I’ll Drink to That!

772purim

Purim is a very interesting holiday.  It is one of a handful of holidays not in Torah; therefore, there are no commandments about observing the holiday.  Rather, there are traditions and rabbinic laws which are observed.

One of the more interesting traditions is that on Purim we are to drink until we no longer know the difference between right and wrong.[i]  I find this edict very interesting.  Purim is a celebration, so there is an expectation that people will party and drink.  The rabbis found it necessary to caution us about drinking to excess, but why such a specific point at which we are to stop drinking?  If the concern was over-drinking, why not simply invoke the Golden Mean?  More interesting is that the rabbis want us to drink during Purim.  They do not tell us that if we drink, stop when we can’t tell right from wrong.  They tell us to drink until we can’t tell right from wrong.  Why?  What is the purpose?

Are we supposed to be as drunk as Ahasuerus was when he ordered his wife to “entertain” his dinner guests?  Perhaps we are to be incapable of differing between right and wrong so we don’t notice that Mordechai pimps out his niece in order to gain an advantage over a political rival.  Maybe, the rabbinic dictate that we get drunk at Purim is just to build up our alcohol tolerance in order to drink four glasses of wine and still make it to the end of our Passover Seder.  Or maybe, just maybe, it has nothing to do with Purim or Passover but everything to do with Shavuot.

Shavuot (The Festival of Weeks), celebrated seven weeks after Passover, commemorates the Israelites receiving Torah at Mt. Sinai.  The two holidays (Passover and Shavuot) mark the two most important events in Jewish history: our deliverance from slavery in Egypt and receiving Torah.  The two are linked, and there is much debate over which is more important.  Had G-d not delivered us from slavery, receiving Torah would not have been possible; however, without Torah our redemption would be meaningless.

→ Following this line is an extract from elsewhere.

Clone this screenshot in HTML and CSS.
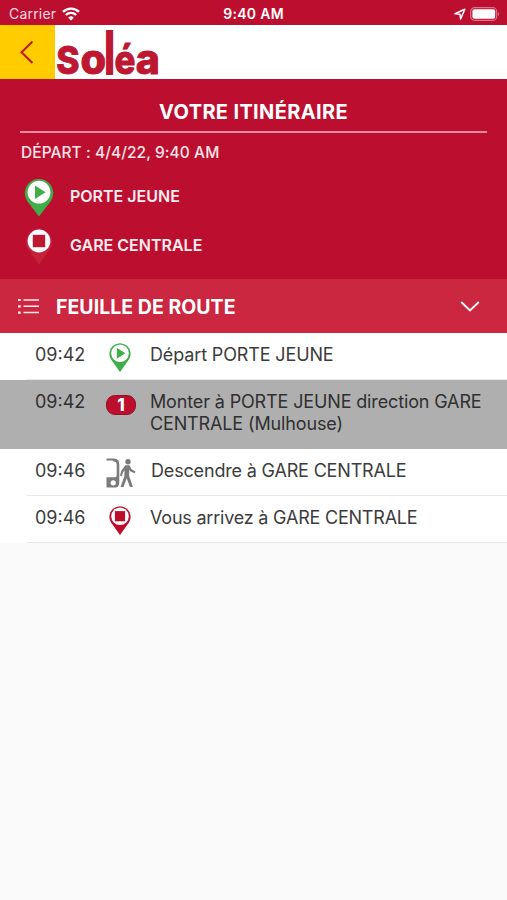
FILE: index.html
```html
<!DOCTYPE html>
<html lang="fr">
<head>
<meta charset="utf-8">
<title>Soléa</title>
<link rel="stylesheet" href="styles.css">
</head>
<body>
<div class="status">
  <div class="carrier"><span>Carrier</span>
    <svg width="18" height="14" viewBox="0 0 18 14" fill="none" stroke="#fff" stroke-width="2.4"><path d="M1 4.9a11.5 11.5 0 0 1 16 0M3.9 8a7.3 7.3 0 0 1 10.2 0"/><path d="M9 13.5L6.2 10.7a4 4 0 0 1 5.6 0z" fill="#fff" stroke="none"/></svg>
  </div>
  <div class="clock">9:40 AM</div>
  <div class="power">
    <svg width="12" height="12" viewBox="0 0 12 12" fill="none" stroke="#fff" stroke-width="1.5" stroke-linejoin="round"><path d="M1 5.8L10.8 1.2 6.6 11 6 6.2z"/></svg>
    <svg width="31" height="14" viewBox="0 0 31 14"><rect x=".7" y=".7" width="26" height="12.6" rx="3.8" fill="none" stroke="#dc7489" stroke-width="1.2"/><rect x="2.4" y="2.3" width="22.8" height="9.4" rx="2" fill="#fff"/><path d="M28 4.7q2.2 2.3 0 4.6z" fill="#dc7489"/></svg>
  </div>
</div>
<header class="brand">
  <div class="back"><svg width="16" height="26" viewBox="0 0 16 26" fill="none" stroke="#bd1731" stroke-width="2"><path d="M13.5 2.5L2.5 13.2 13.5 24"/></svg></div>
  <svg class="logo" width="110" height="54" viewBox="0 0 110 54"><text class="wordmark" transform="translate(1.2 49) scale(.86 .95)">S</text><text class="wordmark" transform="translate(25.4 49) scale(1.01 1)">o</text><text class="stem" transform="translate(49.2 49.7) scale(.86 1.46)">l</text><text class="wordmark" transform="translate(59.4 49) scale(.85 .97)">é</text><text class="wordmark" transform="translate(80.8 49) scale(1 1)">a</text></svg>
</header>
<section class="trip">
  <h1>VOTRE ITINÉRAIRE</h1>
  <p class="when">DÉPART : 4/4/22, 9:40 AM</p>
  <div class="place">
    <svg width="30" height="40" viewBox="0 0 30 40"><path d="M15 39.5L3.1 24A14.2 14.2 0 1 1 26.9 24z" fill="#3fae49"/><circle cx="15" cy="15.2" r="11.4" fill="#fff"/><path d="M11 8.5v13.4l10.6-6.7z" fill="#3fae49"/></svg>
    <span>PORTE JEUNE</span>
  </div>
  <div class="place">
    <svg width="30" height="40" viewBox="0 0 30 40"><path d="M15 38.5L4 23A13 13 0 1 1 26 23z" fill="#c5213b"/><circle cx="15" cy="15" r="11.4" fill="#fff"/><rect x="8.8" y="8.8" width="12.4" height="12.4" fill="#bd1731"/></svg>
    <span>GARE CENTRALE</span>
  </div>
</section>
<div class="sheet">
  <svg width="22" height="18" viewBox="0 0 22 18" stroke="#ffe9ec" fill="none"><path d="M5.5 3H21M5.5 9.3H21M5.5 15.6H21" stroke-width="1.5"/><path d="M0 3h2.7M0 9.3h2.7M0 15.6h2.7" stroke-width="2.2"/></svg>
  <h2>FEUILLE DE ROUTE</h2>
  <svg width="20" height="14" viewBox="0 0 20 14" fill="none" stroke="#fff" stroke-width="1.8"><path d="M1.2 3L10 11.5 18.8 3"/></svg>
</div>
<ol class="steps">
  <li><time>09:42</time>
    <svg width="30" height="30" viewBox="0 0 30 30"><path d="M15 30L6.2 17.7A10.6 10.6 0 1 1 23.8 17.7z" fill="#3fae49"/><circle cx="15" cy="11.2" r="8.8" fill="#fff"/><path d="M11.8 5.8v11l8.6-5.5z" fill="#3fae49"/></svg>
    <span>Départ PORTE JEUNE</span></li>
  <li class="current"><time>09:42</time>
    <b class="line">1</b>
    <span>Monter à PORTE JEUNE direction GARE CENTRALE (Mulhouse)</span></li>
  <li><time>09:46</time>
    <svg width="30" height="30" viewBox="0 0 30 30" fill="#7b7b7b"><path fill-rule="evenodd" d="M.5.5H8q5.3 0 5.3 6V24q0 5.5-4 5.5H.5V19.3H9q1.7 0 1.7-2V7q0-3.4-3-3.4L6.5 2.5H.5zM7.2 22.2a2.6 2.6 0 1 0 0 5.2 2.6 2.6 0 0 0 0-5.2z"/><circle cx="22" cy="3.8" r="2.7"/><path d="M19.4 7.2h4.1l2 4.1 4 2.3-.9 1.7-4.5-2-1-1.5.1 6.2 3.7 11h-3l-3.2-8.7-3.2 8.7h-3l3.8-10.8.3-6-1.5 2-1.3 4-1.8-.6 1.4-5z"/></svg>
    <span>Descendre à GARE CENTRALE</span></li>
  <li><time>09:46</time>
    <svg width="30" height="30" viewBox="0 0 30 30"><path d="M15 30L6.2 17.7A10.6 10.6 0 1 1 23.8 17.7z" fill="#be0e2d"/><circle cx="15" cy="11.2" r="8.8" fill="#fff"/><rect x="9.9" y="6.1" width="10.2" height="10.2" fill="#be0e2d"/></svg>
    <span class="arrival">Vous arrivez à GARE CENTRALE</span></li>
</ol>
</body>
</html>
```
FILE: styles.css
```css
* { box-sizing: border-box; }
body { margin: 0; min-height: 900px; background: #fafafa; color: #3c3c3c; font-family: Inter, "Liberation Sans", sans-serif; }
svg { display: block; flex: none; }
h1, h2, p, ol { margin: 0; padding: 0; }

.status { display: grid; grid-template-columns: 1fr auto 1fr; align-items: center; height: 25px; padding: 2px 6px 0 9px; background: #bc0f2f; color: #fff; font-size: 14px; }
.carrier { display: flex; align-items: center; gap: 6px; color: #fbdce2; }
.carrier span { letter-spacing: .2px; }
.clock { margin-right: 3px; font-weight: 600; letter-spacing: .3px; }
.power { display: flex; align-items: center; justify-content: flex-end; gap: 4px; }

.brand { display: flex; height: 54px; background: #fff; }
.back { display: flex; align-items: center; justify-content: center; width: 55px; padding-right: 2px; background: #fc0; }
.logo { overflow: visible; }
.wordmark, .stem { fill: #bd1731; font-family: Inter, sans-serif; font-size: 42px; font-weight: 900; }
.wordmark { font-size: 41px; font-weight: 800; stroke: #bd1731; stroke-width: .9px; stroke-linejoin: round; }

.trip { height: 200px; padding: 18px 20px 0; background: #bc0f2f; color: #fff; }
h1 { height: 36px; border-bottom: 2px solid #f28a9f; font-size: 20px; line-height: 30px; font-weight: 650; letter-spacing: .35px; text-align: center; }
.when { padding: 9px 0 0 1px; height: 44px; font-size: 15.5px; line-height: 22px; font-weight: 500; letter-spacing: .06px; color: #ffe4e9; }
.place { display: flex; gap: 16px; height: 49px; padding-left: 4px; font-size: 16px; font-weight: 600; line-height: 39px; color: #ffecef; }

.sheet { display: flex; align-items: center; height: 54px; padding: 0 27px 0 18px; background: #cc2740; color: #fff; }
h2 { flex: 1; margin-left: 16px; padding-top: 1px; font-size: 19.5px; font-weight: 650; letter-spacing: .03px; }

.steps { list-style: none; background: #fff; font-size: 18px; line-height: 22px; }
.steps li { display: grid; grid-template-columns: 70px 45px 1fr; align-items: start; min-height: 47px; padding: 11px 10px 0 35px; background: linear-gradient(#e9e9e9, #e9e9e9) 27px 100% / 100% 1px no-repeat; }
.steps span { letter-spacing: -.14px; }
.steps .arrival { letter-spacing: -.21px; }
.steps svg { margin: -2px 0 0 0; }
.steps li:nth-child(3) svg { margin: -2px 0 0 1px; }
.steps li:nth-child(3) span { padding-left: 1px; letter-spacing: -.17px; }
.steps .current { height: 69px; background: #afafaf; color: #303030; }
.line { width: 30px; height: 20px; margin: 4px 0 0 1px; border: 1px solid #8f1028; border-radius: 9px; background: #be0e2d; color: #fff; font-size: 17px; line-height: 18px; font-weight: 800; text-align: center; }
```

Is it possible that the rabbis took the opportunity of the raucous celebrations of Purim to prepare us for Shavuot?  Torah commands that every generation is to stand at Sinai and receive Torah for themselves.  Maybe, just maybe, the rabbis thought that prior to that we experience a world, even for a little while, without Torah, without ethics, without the ability of knowing the difference between right and wrong.

[i] The rabbis actually say to drink until we cannot tell Mordechai from Haman, but that is another story for another post.